NOTE: You must have a column named sampleID and the values in this column must match the column names in the wide dataset.

Group/Treatment

  • Name of the column in your Design File that contains group classifications.

Unique Feature ID

  • Name of the column in your Wide Dataset that has unique Feature IDs.

SVM Kernel Function

  • Kernel functions available for the SVM algorithm.

Polynomial Degree

  • Only used for the polynomial kernel.

Cross-Validation Choice

  • Cross-validation options available for the user. 'None' corresponds to no cross-validation- the user specifies regularization parameter C manually.

Regularization Parameter C

  • Penalizes potential overfitting, must be positive.

Regularization Parameter C (Lower Bound)

  • Lower bound for regularization parameter C. Value must be greater than 0. Only if cross-validation is selected.

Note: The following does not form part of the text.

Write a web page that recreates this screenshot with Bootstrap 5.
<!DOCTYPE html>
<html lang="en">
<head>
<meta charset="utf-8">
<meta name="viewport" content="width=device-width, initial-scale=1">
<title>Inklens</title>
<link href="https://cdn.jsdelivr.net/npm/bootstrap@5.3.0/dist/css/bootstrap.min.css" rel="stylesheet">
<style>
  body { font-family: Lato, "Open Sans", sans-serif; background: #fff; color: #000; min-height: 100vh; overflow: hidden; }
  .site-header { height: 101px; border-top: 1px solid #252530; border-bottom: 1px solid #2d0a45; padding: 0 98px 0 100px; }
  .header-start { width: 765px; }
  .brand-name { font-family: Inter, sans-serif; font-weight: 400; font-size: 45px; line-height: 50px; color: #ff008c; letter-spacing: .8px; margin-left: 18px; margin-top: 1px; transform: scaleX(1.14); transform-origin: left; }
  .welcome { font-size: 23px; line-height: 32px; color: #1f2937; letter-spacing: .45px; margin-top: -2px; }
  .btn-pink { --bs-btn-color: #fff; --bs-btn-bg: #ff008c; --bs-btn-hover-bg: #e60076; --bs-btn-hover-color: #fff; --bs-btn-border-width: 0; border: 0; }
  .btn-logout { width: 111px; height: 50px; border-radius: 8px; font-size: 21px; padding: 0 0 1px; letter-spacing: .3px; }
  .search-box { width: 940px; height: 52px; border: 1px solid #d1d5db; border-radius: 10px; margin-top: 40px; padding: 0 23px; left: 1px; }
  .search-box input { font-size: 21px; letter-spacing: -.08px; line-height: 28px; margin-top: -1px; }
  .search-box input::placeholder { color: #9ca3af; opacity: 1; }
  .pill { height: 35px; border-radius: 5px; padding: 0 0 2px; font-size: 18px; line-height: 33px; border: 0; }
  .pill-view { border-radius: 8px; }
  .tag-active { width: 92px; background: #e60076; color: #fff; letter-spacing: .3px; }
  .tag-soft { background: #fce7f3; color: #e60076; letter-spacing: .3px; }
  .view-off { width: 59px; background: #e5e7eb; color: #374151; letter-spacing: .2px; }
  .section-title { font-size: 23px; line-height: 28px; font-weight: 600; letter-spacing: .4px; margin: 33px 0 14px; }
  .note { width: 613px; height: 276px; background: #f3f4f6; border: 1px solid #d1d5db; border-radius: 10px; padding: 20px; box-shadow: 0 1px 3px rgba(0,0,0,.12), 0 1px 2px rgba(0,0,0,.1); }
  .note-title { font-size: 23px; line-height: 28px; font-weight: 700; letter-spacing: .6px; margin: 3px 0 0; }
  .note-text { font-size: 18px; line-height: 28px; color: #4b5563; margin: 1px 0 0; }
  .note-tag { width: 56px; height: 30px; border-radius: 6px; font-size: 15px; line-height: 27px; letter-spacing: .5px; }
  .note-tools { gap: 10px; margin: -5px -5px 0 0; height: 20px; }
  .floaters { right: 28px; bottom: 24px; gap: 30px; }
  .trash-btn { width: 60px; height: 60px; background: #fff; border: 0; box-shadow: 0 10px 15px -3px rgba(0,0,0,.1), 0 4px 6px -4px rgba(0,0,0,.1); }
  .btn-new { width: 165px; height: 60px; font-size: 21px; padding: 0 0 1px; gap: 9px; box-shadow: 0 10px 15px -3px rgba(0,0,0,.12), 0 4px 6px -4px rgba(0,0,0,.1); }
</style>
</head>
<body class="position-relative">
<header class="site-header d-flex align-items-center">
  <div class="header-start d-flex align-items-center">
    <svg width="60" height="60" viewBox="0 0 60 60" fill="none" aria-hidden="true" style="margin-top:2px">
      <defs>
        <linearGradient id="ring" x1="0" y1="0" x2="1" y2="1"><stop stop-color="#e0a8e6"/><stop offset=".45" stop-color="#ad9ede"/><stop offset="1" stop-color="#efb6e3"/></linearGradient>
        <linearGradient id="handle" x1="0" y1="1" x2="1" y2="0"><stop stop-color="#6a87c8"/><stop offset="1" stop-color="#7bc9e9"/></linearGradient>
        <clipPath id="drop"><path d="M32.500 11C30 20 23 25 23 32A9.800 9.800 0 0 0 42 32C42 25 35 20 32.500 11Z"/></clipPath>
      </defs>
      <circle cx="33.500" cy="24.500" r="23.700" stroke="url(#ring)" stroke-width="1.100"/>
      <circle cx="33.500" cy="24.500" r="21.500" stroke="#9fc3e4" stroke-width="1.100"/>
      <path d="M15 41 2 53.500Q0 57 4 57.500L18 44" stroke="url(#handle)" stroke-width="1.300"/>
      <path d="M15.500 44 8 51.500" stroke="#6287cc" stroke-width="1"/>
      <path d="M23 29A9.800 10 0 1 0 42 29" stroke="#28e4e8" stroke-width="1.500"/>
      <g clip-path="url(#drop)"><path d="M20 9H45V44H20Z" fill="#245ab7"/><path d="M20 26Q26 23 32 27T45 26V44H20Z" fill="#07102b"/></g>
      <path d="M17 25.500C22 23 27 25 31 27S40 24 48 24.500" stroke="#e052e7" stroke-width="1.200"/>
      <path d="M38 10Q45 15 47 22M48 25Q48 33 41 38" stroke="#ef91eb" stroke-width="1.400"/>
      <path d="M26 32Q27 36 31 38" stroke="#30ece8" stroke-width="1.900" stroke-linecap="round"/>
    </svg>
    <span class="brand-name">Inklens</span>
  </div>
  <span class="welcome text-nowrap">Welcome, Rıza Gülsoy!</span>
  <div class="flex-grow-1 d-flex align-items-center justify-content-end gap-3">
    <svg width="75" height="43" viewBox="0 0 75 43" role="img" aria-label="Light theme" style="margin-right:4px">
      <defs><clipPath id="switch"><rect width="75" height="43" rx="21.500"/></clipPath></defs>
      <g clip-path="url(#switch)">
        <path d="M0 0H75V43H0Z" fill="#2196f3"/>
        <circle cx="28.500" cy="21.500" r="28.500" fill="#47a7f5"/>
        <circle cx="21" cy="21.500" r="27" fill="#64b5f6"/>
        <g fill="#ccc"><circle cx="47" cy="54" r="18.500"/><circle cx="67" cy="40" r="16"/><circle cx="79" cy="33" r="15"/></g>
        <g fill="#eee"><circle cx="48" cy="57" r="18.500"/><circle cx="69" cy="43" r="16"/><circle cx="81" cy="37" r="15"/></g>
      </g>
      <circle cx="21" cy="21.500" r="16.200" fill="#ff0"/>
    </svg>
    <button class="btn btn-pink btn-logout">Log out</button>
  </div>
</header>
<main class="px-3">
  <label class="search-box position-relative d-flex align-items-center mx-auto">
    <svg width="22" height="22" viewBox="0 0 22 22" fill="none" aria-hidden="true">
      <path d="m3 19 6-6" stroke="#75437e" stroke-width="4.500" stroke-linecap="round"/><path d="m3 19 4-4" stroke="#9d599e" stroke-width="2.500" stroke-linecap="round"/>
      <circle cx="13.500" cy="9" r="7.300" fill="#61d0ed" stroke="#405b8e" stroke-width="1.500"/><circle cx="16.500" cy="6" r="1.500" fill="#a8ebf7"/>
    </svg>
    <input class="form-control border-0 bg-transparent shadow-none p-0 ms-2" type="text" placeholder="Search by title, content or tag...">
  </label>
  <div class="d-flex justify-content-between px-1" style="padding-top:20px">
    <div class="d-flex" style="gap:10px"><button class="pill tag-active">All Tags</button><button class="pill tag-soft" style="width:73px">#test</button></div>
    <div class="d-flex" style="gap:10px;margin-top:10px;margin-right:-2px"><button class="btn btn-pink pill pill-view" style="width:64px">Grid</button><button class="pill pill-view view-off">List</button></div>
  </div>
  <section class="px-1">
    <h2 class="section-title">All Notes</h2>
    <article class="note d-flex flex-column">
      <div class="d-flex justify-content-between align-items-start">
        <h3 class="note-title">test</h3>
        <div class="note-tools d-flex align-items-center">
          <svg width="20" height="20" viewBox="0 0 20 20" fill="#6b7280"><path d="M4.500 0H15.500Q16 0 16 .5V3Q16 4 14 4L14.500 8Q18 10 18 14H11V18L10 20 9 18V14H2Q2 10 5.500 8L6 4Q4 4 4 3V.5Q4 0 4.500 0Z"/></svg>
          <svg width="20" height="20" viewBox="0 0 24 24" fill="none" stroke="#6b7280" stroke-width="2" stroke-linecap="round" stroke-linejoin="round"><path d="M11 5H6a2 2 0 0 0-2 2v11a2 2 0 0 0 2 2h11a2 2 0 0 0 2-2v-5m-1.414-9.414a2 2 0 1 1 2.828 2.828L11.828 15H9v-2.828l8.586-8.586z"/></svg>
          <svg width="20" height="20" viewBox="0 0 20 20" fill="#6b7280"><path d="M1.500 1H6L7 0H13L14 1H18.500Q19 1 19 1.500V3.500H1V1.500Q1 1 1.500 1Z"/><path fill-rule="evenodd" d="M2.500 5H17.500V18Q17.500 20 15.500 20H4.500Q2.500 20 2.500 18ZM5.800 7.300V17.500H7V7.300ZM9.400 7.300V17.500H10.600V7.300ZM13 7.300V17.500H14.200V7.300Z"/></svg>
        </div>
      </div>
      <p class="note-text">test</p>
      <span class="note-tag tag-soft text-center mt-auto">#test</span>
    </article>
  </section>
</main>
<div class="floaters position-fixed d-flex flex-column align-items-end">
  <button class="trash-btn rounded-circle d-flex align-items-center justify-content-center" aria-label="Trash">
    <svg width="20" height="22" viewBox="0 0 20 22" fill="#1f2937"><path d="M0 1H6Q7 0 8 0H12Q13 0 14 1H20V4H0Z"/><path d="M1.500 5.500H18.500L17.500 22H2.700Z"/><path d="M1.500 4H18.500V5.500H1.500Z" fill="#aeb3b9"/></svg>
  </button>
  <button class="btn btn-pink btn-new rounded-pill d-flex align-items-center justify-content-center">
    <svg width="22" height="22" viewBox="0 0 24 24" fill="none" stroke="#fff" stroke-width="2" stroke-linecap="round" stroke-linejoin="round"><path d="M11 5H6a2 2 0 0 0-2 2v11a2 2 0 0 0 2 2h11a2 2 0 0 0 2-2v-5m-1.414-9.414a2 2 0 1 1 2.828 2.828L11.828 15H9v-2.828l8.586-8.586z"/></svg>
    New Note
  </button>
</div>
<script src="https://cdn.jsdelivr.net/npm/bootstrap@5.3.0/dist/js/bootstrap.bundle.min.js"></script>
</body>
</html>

Regularization Parameter C (Upper Bound)

  • Upper bound for regularization parameter C. Value must be greater than the Lower Bound.

Coefficient A

  • Used in the kernel functions above. Must be greater than zero. Default = 0, however, this translates to a = 1/n_features, where n_features is the number of features.

Coefficent B

  • Independent term in the kernel function. It is only significant in polynomial and sigmoid kernels.

Output

This tool will output two files for the Training dataset and two for the Target datset:

Training:

  1. a TSV file containing the observed and predicted grouping classifications for each sample and
  2. a TSV file containing the accuracy (percentage) of the classification.

Target:

  1. a TSV file containing suspected and predicted grouping classifications for each sample and
  2. a TSV file containing the accuracy (percentage) of the prediction in comparison to the suspected grouping specified in the design file.

NOTE: Some knowledge about the SVM classifier algorithm and different kernel types is recommended for users who plan to use the tool frequently with different settings.